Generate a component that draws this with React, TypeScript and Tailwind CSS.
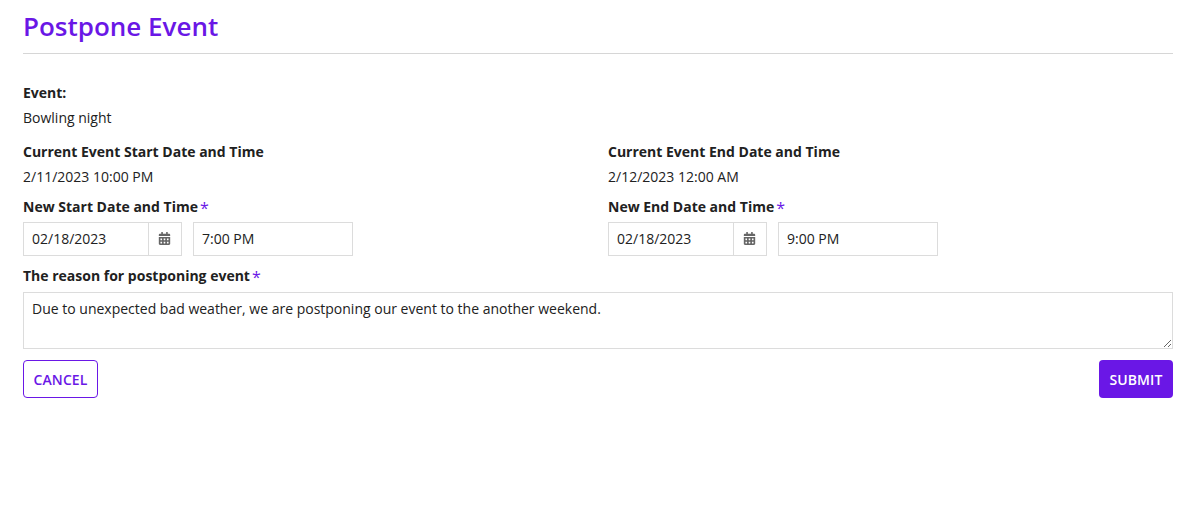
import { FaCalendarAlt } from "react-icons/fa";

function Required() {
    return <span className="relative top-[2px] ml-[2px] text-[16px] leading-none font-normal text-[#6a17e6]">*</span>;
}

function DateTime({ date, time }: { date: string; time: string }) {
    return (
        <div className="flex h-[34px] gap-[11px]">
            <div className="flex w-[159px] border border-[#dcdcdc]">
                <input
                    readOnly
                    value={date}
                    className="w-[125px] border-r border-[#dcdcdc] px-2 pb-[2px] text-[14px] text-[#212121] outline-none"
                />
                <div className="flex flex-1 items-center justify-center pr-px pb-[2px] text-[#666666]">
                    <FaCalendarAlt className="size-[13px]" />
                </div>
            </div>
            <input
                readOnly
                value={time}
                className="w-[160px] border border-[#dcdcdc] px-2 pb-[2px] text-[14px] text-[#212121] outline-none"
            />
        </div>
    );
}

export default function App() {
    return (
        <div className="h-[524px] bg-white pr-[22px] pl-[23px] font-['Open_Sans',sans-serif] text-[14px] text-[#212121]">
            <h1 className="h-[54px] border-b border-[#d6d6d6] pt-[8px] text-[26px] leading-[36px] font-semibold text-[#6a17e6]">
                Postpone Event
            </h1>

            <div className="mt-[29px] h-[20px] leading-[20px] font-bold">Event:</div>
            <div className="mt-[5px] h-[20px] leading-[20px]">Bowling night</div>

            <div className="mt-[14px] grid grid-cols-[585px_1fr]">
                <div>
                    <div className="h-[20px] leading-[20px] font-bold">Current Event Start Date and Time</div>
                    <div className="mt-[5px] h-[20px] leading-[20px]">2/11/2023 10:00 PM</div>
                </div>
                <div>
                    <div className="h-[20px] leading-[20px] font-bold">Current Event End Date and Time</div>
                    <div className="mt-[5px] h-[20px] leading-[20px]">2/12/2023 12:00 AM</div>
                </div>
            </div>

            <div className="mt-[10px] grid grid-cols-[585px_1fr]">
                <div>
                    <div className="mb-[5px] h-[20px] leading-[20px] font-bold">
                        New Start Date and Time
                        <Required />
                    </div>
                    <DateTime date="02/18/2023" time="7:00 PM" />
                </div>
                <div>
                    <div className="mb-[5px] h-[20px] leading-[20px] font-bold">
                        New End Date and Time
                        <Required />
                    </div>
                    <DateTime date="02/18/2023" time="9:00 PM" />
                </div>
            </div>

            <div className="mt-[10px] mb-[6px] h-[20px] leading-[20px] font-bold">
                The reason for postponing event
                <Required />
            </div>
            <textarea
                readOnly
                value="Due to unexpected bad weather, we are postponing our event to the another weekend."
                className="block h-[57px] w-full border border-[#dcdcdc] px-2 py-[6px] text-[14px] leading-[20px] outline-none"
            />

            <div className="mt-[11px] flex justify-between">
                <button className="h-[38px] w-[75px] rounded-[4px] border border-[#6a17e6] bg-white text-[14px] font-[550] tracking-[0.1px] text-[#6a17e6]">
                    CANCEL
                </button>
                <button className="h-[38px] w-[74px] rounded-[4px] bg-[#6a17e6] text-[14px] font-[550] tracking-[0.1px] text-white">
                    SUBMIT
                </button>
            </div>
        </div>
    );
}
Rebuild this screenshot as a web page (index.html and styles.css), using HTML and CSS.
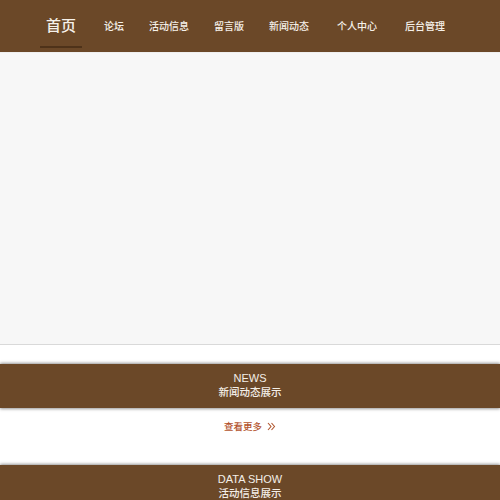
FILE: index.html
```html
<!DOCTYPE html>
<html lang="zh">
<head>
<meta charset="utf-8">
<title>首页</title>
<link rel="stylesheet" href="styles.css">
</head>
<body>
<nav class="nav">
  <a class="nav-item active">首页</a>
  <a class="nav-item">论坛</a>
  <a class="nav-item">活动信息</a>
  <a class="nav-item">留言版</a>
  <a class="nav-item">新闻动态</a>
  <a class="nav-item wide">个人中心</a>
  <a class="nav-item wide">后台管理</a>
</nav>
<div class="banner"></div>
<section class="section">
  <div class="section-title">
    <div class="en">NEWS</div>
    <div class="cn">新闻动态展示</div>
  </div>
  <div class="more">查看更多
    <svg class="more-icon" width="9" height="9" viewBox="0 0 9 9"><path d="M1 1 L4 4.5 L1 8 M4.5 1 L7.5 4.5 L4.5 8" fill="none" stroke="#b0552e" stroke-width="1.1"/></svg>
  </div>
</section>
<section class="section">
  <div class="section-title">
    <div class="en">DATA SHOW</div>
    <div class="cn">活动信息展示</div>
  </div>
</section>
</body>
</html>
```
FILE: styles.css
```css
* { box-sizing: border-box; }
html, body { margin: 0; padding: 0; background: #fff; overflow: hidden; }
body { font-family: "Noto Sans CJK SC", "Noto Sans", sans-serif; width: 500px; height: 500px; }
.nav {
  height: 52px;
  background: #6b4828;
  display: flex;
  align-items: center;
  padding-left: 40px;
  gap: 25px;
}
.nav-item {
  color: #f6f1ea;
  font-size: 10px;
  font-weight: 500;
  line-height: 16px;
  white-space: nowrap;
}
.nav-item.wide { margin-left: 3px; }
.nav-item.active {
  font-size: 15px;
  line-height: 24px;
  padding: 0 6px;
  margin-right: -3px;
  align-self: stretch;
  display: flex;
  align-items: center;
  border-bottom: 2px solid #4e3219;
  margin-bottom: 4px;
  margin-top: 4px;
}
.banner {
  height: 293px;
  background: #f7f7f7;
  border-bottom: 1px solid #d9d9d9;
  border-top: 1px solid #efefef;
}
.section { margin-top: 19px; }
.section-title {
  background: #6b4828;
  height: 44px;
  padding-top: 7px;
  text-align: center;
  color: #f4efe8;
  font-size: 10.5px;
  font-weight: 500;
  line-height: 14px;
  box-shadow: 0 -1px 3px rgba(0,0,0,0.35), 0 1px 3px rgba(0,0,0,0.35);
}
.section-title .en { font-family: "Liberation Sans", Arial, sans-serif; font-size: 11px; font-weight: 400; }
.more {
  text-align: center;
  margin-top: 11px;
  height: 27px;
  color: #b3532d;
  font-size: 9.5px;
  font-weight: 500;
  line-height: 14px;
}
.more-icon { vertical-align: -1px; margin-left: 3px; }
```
◇ ◇ ◇ ◇ ◇
Quote the full listing above word for word; exclude every picture from the copy.

Generate a component that draws this with React, TypeScript and Tailwind CSS.
import { FaCalendarAlt } from "react-icons/fa";

function Required() {
    return <span className="relative top-[2px] ml-[2px] text-[16px] leading-none font-normal text-[#6a17e6]">*</span>;
}

function DateTime({ date, time }: { date: string; time: string }) {
    return (
        <div className="flex h-[34px] gap-[11px]">
            <div className="flex w-[159px] border border-[#dcdcdc]">
                <input
                    readOnly
                    value={date}
                    className="w-[125px] border-r border-[#dcdcdc] px-2 pb-[2px] text-[14px] text-[#212121] outline-none"
                />
                <div className="flex flex-1 items-center justify-center pr-px pb-[2px] text-[#666666]">
                    <FaCalendarAlt className="size-[13px]" />
                </div>
            </div>
            <input
                readOnly
                value={time}
                className="w-[160px] border border-[#dcdcdc] px-2 pb-[2px] text-[14px] text-[#212121] outline-none"
            />
        </div>
    );
}

export default function App() {
    return (
        <div className="h-[524px] bg-white pr-[22px] pl-[23px] font-['Open_Sans',sans-serif] text-[14px] text-[#212121]">
            <h1 className="h-[54px] border-b border-[#d6d6d6] pt-[8px] text-[26px] leading-[36px] font-semibold text-[#6a17e6]">
                Postpone Event
            </h1>

            <div className="mt-[29px] h-[20px] leading-[20px] font-bold">Event:</div>
            <div className="mt-[5px] h-[20px] leading-[20px]">Bowling night</div>

            <div className="mt-[14px] grid grid-cols-[585px_1fr]">
                <div>
                    <div className="h-[20px] leading-[20px] font-bold">Current Event Start Date and Time</div>
                    <div className="mt-[5px] h-[20px] leading-[20px]">2/11/2023 10:00 PM</div>
                </div>
                <div>
                    <div className="h-[20px] leading-[20px] font-bold">Current Event End Date and Time</div>
                    <div className="mt-[5px] h-[20px] leading-[20px]">2/12/2023 12:00 AM</div>
                </div>
            </div>

            <div className="mt-[10px] grid grid-cols-[585px_1fr]">
                <div>
                    <div className="mb-[5px] h-[20px] leading-[20px] font-bold">
                        New Start Date and Time
                        <Required />
                    </div>
                    <DateTime date="02/18/2023" time="7:00 PM" />
                </div>
                <div>
                    <div className="mb-[5px] h-[20px] leading-[20px] font-bold">
                        New End Date and Time
                        <Required />
                    </div>
                    <DateTime date="02/18/2023" time="9:00 PM" />
                </div>
            </div>

            <div className="mt-[10px] mb-[6px] h-[20px] leading-[20px] font-bold">
                The reason for postponing event
                <Required />
            </div>
            <textarea
                readOnly
                value="Due to unexpected bad weather, we are postponing our event to the another weekend."
                className="block h-[57px] w-full border border-[#dcdcdc] px-2 py-[6px] text-[14px] leading-[20px] outline-none"
            />

            <div className="mt-[11px] flex justify-between">
                <button className="h-[38px] w-[75px] rounded-[4px] border border-[#6a17e6] bg-white text-[14px] font-[550] tracking-[0.1px] text-[#6a17e6]">
                    CANCEL
                </button>
                <button className="h-[38px] w-[74px] rounded-[4px] bg-[#6a17e6] text-[14px] font-[550] tracking-[0.1px] text-white">
                    SUBMIT
                </button>
            </div>
        </div>
    );
}
Rebuild this screenshot as a web page (index.html and styles.css), using HTML and CSS.
FILE: index.html
```html
<!DOCTYPE html>
<html lang="zh">
<head>
<meta charset="utf-8">
<title>首页</title>
<link rel="stylesheet" href="styles.css">
</head>
<body>
<nav class="nav">
  <a class="nav-item active">首页</a>
  <a class="nav-item">论坛</a>
  <a class="nav-item">活动信息</a>
  <a class="nav-item">留言版</a>
  <a class="nav-item">新闻动态</a>
  <a class="nav-item wide">个人中心</a>
  <a class="nav-item wide">后台管理</a>
</nav>
<div class="banner"></div>
<section class="section">
  <div class="section-title">
    <div class="en">NEWS</div>
    <div class="cn">新闻动态展示</div>
  </div>
  <div class="more">查看更多
    <svg class="more-icon" width="9" height="9" viewBox="0 0 9 9"><path d="M1 1 L4 4.5 L1 8 M4.5 1 L7.5 4.5 L4.5 8" fill="none" stroke="#b0552e" stroke-width="1.1"/></svg>
  </div>
</section>
<section class="section">
  <div class="section-title">
    <div class="en">DATA SHOW</div>
    <div class="cn">活动信息展示</div>
  </div>
</section>
</body>
</html>
```
FILE: styles.css
```css
* { box-sizing: border-box; }
html, body { margin: 0; padding: 0; background: #fff; overflow: hidden; }
body { font-family: "Noto Sans CJK SC", "Noto Sans", sans-serif; width: 500px; height: 500px; }
.nav {
  height: 52px;
  background: #6b4828;
  display: flex;
  align-items: center;
  padding-left: 40px;
  gap: 25px;
}
.nav-item {
  color: #f6f1ea;
  font-size: 10px;
  font-weight: 500;
  line-height: 16px;
  white-space: nowrap;
}
.nav-item.wide { margin-left: 3px; }
.nav-item.active {
  font-size: 15px;
  line-height: 24px;
  padding: 0 6px;
  margin-right: -3px;
  align-self: stretch;
  display: flex;
  align-items: center;
  border-bottom: 2px solid #4e3219;
  margin-bottom: 4px;
  margin-top: 4px;
}
.banner {
  height: 293px;
  background: #f7f7f7;
  border-bottom: 1px solid #d9d9d9;
  border-top: 1px solid #efefef;
}
.section { margin-top: 19px; }
.section-title {
  background: #6b4828;
  height: 44px;
  padding-top: 7px;
  text-align: center;
  color: #f4efe8;
  font-size: 10.5px;
  font-weight: 500;
  line-height: 14px;
  box-shadow: 0 -1px 3px rgba(0,0,0,0.35), 0 1px 3px rgba(0,0,0,0.35);
}
.section-title .en { font-family: "Liberation Sans", Arial, sans-serif; font-size: 11px; font-weight: 400; }
.more {
  text-align: center;
  margin-top: 11px;
  height: 27px;
  color: #b3532d;
  font-size: 9.5px;
  font-weight: 500;
  line-height: 14px;
}
.more-icon { vertical-align: -1px; margin-left: 3px; }
```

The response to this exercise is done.